In the 1940s, the Klausner family lived in Jerusalem. Mr. Klausner dreamed of becoming a best-selling author of scholarly books. He wanted to be like his friend, Israel Zarchi, whose books always sold out within a few days of their printing.


Yehuda Klausner would privately print his books, and he would take them to Achiasaph’s book store on King George Street in Jerusalem.

No one bought Mr. Klausner’s books. They just sat there in a pile, as their author became more depressed and more discouraged.

Finally, one day he got a call from the bookstore. All of his books had been sold! There had been an absolute run on his books! So much so, that a bookstore in Tel Aviv had put in an order as well!

Yehuda Klausner was elated, and this launched his modest career in scholarly writing.

A few years later, young Amos Oz was visiting Israel Zarchi in his cluttered apartment. Mr. Zarchi left the living room to get Amos a cup of hot cocoa. While Mr. Zarchi was in the kitchen, Amos was looking around, and he noticed something under the coffee table in the corner of the room.

It was a pile of his father’s books.

Israel Zarchi returned to the living room with the cup of cocoa. He saw Amos looking at the pile of his father’s books – and he held his index finger to his lips, as if to say: Please don’t say anything to your father.

You know what had happened. Israel Zarchi had secretly bought all of Klausner’s books.

And because of that, Yehuda Klausner had thought himself to be a minor commercial success, and because of that, he continued writing.


This is what Amos Oz has said about that incident:

“I have many close and dear friends. And yet, I am not sure that I could do for any of them what Israel Zarchi did for my father. Israel Zarchi was poor. He lived hand to mouth. At a certain moment, he must have said to himself, I can either buy some clothes that I need, or I can buy the three copies of Klausner’s book.’

“And he chose to buy my father’s book.”

I share this story because it is one of the most important illustrations that I know — of the cardinal Jewish value of chesed, selfless love.

Second, about Judaism.

Recall that Amos Oz was a secular Jew. He had no use for the synagogue or for worship. He saw religion as “archaic dust.”

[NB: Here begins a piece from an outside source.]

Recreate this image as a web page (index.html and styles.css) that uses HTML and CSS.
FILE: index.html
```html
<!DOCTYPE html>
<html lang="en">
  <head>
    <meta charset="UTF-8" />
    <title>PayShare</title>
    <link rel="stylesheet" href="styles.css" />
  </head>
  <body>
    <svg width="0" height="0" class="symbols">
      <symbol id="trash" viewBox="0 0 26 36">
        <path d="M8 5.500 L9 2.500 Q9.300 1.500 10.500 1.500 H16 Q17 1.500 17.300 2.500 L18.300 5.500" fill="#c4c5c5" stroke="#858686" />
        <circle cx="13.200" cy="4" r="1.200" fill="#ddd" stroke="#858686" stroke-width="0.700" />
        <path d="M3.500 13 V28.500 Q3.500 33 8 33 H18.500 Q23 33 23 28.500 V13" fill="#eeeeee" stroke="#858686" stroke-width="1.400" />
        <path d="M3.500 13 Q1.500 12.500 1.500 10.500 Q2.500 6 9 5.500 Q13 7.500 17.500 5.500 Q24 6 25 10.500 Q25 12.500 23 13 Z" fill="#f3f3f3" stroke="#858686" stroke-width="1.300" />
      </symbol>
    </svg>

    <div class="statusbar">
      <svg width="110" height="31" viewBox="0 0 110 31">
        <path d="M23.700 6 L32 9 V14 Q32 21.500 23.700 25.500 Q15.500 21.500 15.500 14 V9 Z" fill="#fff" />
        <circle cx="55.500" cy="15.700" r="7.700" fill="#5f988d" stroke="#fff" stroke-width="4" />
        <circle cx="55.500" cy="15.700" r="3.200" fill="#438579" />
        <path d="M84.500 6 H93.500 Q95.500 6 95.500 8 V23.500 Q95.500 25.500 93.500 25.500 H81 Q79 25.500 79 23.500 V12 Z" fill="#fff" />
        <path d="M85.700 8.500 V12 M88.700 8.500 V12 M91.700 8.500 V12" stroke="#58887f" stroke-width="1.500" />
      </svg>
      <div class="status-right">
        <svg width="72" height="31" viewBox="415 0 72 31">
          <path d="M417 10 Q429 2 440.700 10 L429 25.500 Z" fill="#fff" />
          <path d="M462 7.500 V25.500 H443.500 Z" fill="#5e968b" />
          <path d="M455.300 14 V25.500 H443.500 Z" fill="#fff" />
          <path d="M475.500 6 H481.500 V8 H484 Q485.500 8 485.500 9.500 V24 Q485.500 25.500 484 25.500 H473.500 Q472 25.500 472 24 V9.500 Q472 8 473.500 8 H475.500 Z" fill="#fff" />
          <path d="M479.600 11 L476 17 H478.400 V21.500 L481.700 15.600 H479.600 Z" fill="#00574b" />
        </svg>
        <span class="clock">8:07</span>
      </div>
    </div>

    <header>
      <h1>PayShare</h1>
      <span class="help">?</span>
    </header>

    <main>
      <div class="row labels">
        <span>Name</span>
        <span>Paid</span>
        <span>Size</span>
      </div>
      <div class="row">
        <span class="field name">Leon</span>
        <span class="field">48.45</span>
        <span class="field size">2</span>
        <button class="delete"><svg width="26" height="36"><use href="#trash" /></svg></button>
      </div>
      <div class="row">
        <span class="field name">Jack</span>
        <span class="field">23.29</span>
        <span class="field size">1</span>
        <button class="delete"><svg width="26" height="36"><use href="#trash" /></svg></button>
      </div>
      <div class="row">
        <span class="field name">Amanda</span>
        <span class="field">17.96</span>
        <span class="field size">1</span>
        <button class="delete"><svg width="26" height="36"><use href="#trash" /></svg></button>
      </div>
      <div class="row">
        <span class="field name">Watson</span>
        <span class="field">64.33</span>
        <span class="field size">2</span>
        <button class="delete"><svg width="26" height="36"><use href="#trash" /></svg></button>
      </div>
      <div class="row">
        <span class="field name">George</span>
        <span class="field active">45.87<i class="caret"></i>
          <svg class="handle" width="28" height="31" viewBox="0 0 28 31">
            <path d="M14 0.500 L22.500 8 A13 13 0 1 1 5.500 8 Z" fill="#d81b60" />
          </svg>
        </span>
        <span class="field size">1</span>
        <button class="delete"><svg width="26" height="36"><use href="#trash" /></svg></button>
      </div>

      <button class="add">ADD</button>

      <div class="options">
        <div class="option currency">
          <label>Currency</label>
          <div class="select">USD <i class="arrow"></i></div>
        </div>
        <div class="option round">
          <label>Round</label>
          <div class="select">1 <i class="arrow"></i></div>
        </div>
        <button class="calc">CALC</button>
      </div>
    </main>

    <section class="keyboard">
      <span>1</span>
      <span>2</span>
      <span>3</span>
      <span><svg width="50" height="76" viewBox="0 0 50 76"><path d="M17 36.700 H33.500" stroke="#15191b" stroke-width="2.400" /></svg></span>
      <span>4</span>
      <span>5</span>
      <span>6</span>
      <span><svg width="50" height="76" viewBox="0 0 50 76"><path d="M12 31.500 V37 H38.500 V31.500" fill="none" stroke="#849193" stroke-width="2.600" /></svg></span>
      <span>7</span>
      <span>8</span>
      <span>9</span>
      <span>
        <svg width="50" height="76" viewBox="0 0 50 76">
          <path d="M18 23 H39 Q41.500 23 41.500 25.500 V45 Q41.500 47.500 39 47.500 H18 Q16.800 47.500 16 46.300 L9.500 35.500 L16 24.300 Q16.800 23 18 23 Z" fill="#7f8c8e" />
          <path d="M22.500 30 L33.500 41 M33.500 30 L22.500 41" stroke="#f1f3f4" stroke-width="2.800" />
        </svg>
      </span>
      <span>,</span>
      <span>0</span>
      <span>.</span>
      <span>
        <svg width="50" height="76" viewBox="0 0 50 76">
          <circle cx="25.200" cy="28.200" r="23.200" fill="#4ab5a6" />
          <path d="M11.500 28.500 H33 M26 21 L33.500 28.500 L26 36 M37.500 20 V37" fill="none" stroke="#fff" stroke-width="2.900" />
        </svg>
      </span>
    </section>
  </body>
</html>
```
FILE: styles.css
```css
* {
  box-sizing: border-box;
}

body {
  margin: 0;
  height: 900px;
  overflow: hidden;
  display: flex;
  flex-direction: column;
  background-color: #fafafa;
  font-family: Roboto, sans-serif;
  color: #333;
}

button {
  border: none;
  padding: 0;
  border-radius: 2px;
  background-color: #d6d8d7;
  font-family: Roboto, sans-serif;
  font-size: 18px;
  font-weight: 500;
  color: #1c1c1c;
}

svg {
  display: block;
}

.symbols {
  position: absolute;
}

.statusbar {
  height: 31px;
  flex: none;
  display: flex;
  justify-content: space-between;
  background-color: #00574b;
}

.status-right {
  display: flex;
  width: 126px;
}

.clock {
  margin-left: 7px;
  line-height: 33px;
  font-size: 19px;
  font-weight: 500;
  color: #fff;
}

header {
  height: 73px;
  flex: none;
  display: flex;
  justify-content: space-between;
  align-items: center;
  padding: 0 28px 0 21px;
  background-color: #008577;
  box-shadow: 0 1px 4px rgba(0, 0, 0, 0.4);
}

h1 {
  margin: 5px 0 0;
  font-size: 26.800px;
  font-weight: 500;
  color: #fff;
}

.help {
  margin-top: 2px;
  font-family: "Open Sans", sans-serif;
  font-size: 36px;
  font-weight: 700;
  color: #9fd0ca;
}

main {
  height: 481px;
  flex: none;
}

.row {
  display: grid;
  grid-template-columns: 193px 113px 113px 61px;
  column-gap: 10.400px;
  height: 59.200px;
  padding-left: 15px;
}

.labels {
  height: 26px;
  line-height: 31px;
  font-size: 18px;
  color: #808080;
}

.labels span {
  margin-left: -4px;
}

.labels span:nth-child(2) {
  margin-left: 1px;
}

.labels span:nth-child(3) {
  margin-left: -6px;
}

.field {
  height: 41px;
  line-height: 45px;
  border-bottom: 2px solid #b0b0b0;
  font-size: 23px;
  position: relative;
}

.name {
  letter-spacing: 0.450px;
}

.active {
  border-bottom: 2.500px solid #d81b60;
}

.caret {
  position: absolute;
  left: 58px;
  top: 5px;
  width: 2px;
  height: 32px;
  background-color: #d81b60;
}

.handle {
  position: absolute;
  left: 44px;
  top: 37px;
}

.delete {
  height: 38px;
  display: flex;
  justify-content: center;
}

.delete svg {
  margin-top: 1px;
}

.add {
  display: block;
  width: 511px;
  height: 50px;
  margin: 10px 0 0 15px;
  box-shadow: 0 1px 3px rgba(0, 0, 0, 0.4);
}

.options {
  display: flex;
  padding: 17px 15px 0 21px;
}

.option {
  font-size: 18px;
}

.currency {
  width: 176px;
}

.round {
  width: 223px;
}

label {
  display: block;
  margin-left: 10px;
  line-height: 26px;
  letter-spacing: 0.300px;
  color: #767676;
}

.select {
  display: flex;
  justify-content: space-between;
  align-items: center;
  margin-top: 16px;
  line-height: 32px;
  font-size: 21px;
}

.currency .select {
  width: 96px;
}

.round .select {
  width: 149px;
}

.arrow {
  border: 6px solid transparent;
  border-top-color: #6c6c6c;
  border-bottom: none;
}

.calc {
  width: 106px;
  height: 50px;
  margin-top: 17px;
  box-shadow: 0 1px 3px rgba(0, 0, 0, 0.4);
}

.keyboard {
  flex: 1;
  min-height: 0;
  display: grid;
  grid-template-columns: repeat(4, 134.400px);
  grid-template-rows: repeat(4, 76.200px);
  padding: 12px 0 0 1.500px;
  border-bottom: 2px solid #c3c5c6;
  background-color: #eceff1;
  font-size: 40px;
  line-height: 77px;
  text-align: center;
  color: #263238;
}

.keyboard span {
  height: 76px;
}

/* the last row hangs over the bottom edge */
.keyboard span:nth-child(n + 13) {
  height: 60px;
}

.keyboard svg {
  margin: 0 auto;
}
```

But, he understood Judaism — in a deep and profound way. So much so, that he (perhaps unwittingly) offered the greatest definition of non-Orthodox Judaism that I have ever seen.

Amos Oz said this about Judaism: “Judaism is not a package deal. It is a heritage. And a heritage is something that you can play with. You can decide which part of the heritage you allocate to your living room, and which part goes to the attic or the basement. This is the legitimate right of every heir.”

Notice that Oz did not say that some parts of the heritage should wind up on the curb — though I would gladly leave those parts of the tradition that are anti-woman, anti-LGBTQ, and xenophobic on the street.


This means that (almost) everything Jewish is potentially useful to us.

Here is what I have come to learn: to be a Jew in the modern world is to see what should be in the living room, and what should be in the attic — and to not be surprised if you wind up re-arranging your furniture, and that you realize that a practice, an idea, a theology, a text that you once consigned to the attic actually has a place in your living room.

Finally, about Israel itself.

As I said, Oz was a leftist. He believed that when it came to the Palestinians, there was no way that Israel would “share a bed” with the Palestinians. We don’t need a wedding, he said; we need a divorce.

And yet, Oz was sober about the radical international left, and its illusions.

Here is how he responded to those who would dismantle the state of Israel, in In The Land of Israel:

I think that the nation-state is a tool, an instrument, that is necessary for a return to Zion, but I am not enamored of this instrument… I would be more than happy to live in a world composed of dozens of civilizations, each developing in accordance with its own internal rhythm, all cross-pollinating one another, without any one emerging as a nation-state: no flag, no emblem, no passport, no anthem. No nothing. Only spiritual civilizations tied somehow to their lands, without the tools of statehood and without the instruments of war.

But the Jewish people has already staged a long-running one-man show of that sort. The international audience sometimes applauded, sometimes threw stones, and occasionally slaughtered the actor. No one joined us; no one copied the model the Jews were forced to sustain for two thousand years, the model of a civilization without the “tools of statehood.” For me this drama ended with the murder of Europe’s Jews by Hitler.

This was Oz prose (!) at its best. It also forms my snarkiest (and, I think, succinct) refutation of anti-Zionism.

What a man. What a writer. What a voice.

And, if you really want to understand Israel, get this.

This is what Prime Minister Benjamin Netanyahu had to say about Oz:

One of the greatest authors Israel had to offer. Oz made endless contributions to the renewal of Hebrew literature, with which he deftly and emotionally expressed essential aspects of Israeli life. Even though we had our differences, I deeply appreciated his additions to the Hebrew language and Israeli literature. His words and his writings will accompany us for many years to come. May he rest in peace.

“Even though we had our differences.”

That is Israel. And that was Oz.

He will surely be meeting God. And I can only hope that God is ready for him.